**WHAT TO PRODUCE**
Output all the data exactly. Pictures do not belong in the copy.

++++++++++++++++++++

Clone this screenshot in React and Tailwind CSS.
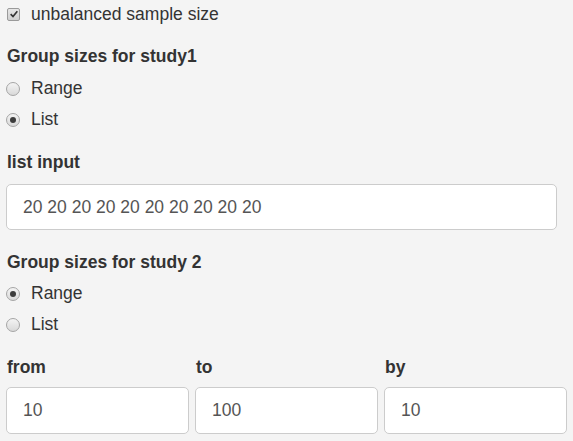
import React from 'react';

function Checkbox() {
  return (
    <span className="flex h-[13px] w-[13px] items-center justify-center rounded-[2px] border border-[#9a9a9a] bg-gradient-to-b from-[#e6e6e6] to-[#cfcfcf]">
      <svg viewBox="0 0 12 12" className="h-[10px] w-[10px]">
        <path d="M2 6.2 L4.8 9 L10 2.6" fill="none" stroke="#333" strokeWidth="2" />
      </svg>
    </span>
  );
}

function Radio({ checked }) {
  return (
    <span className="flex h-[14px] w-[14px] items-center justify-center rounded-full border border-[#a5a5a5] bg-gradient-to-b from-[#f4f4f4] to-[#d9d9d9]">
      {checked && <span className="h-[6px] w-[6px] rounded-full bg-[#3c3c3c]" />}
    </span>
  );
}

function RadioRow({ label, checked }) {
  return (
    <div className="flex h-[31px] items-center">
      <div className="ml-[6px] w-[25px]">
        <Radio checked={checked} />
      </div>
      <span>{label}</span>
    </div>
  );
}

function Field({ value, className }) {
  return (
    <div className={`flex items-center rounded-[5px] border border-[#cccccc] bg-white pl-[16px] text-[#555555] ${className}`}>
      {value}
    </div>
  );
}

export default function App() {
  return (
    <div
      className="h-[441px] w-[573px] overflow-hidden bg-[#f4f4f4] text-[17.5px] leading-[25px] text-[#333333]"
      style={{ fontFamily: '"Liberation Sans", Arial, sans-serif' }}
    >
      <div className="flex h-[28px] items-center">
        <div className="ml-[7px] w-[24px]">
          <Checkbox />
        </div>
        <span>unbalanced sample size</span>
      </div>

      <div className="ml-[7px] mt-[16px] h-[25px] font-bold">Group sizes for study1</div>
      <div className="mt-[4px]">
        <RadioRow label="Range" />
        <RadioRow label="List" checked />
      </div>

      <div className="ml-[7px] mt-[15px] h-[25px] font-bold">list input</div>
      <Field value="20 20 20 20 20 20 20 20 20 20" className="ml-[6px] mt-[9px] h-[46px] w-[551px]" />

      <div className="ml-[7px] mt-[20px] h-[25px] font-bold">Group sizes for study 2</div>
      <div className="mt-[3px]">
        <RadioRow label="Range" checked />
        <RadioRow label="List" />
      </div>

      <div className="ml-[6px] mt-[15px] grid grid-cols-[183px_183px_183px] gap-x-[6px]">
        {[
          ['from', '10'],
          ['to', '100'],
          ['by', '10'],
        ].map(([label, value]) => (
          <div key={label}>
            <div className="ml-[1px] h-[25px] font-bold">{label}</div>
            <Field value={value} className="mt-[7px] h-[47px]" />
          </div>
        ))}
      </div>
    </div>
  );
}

++++++++++++++++++++

**EXERCISE ANSWER**
Clone this screenshot in React and Tailwind CSS.
import React from 'react';

function Checkbox() {
  return (
    <span className="flex h-[13px] w-[13px] items-center justify-center rounded-[2px] border border-[#9a9a9a] bg-gradient-to-b from-[#e6e6e6] to-[#cfcfcf]">
      <svg viewBox="0 0 12 12" className="h-[10px] w-[10px]">
        <path d="M2 6.2 L4.8 9 L10 2.6" fill="none" stroke="#333" strokeWidth="2" />
      </svg>
    </span>
  );
}

function Radio({ checked }) {
  return (
    <span className="flex h-[14px] w-[14px] items-center justify-center rounded-full border border-[#a5a5a5] bg-gradient-to-b from-[#f4f4f4] to-[#d9d9d9]">
      {checked && <span className="h-[6px] w-[6px] rounded-full bg-[#3c3c3c]" />}
    </span>
  );
}

function RadioRow({ label, checked }) {
  return (
    <div className="flex h-[31px] items-center">
      <div className="ml-[6px] w-[25px]">
        <Radio checked={checked} />
      </div>
      <span>{label}</span>
    </div>
  );
}

function Field({ value, className }) {
  return (
    <div className={`flex items-center rounded-[5px] border border-[#cccccc] bg-white pl-[16px] text-[#555555] ${className}`}>
      {value}
    </div>
  );
}

export default function App() {
  return (
    <div
      className="h-[441px] w-[573px] overflow-hidden bg-[#f4f4f4] text-[17.5px] leading-[25px] text-[#333333]"
      style={{ fontFamily: '"Liberation Sans", Arial, sans-serif' }}
    >
      <div className="flex h-[28px] items-center">
        <div className="ml-[7px] w-[24px]">
          <Checkbox />
        </div>
        <span>unbalanced sample size</span>
      </div>

      <div className="ml-[7px] mt-[16px] h-[25px] font-bold">Group sizes for study1</div>
      <div className="mt-[4px]">
        <RadioRow label="Range" />
        <RadioRow label="List" checked />
      </div>

      <div className="ml-[7px] mt-[15px] h-[25px] font-bold">list input</div>
      <Field value="20 20 20 20 20 20 20 20 20 20" className="ml-[6px] mt-[9px] h-[46px] w-[551px]" />

      <div className="ml-[7px] mt-[20px] h-[25px] font-bold">Group sizes for study 2</div>
      <div className="mt-[3px]">
        <RadioRow label="Range" checked />
        <RadioRow label="List" />
      </div>

      <div className="ml-[6px] mt-[15px] grid grid-cols-[183px_183px_183px] gap-x-[6px]">
        {[
          ['from', '10'],
          ['to', '100'],
          ['by', '10'],
        ].map(([label, value]) => (
          <div key={label}>
            <div className="ml-[1px] h-[25px] font-bold">{label}</div>
            <Field value={value} className="mt-[7px] h-[47px]" />
          </div>
        ))}
      </div>
    </div>
  );
}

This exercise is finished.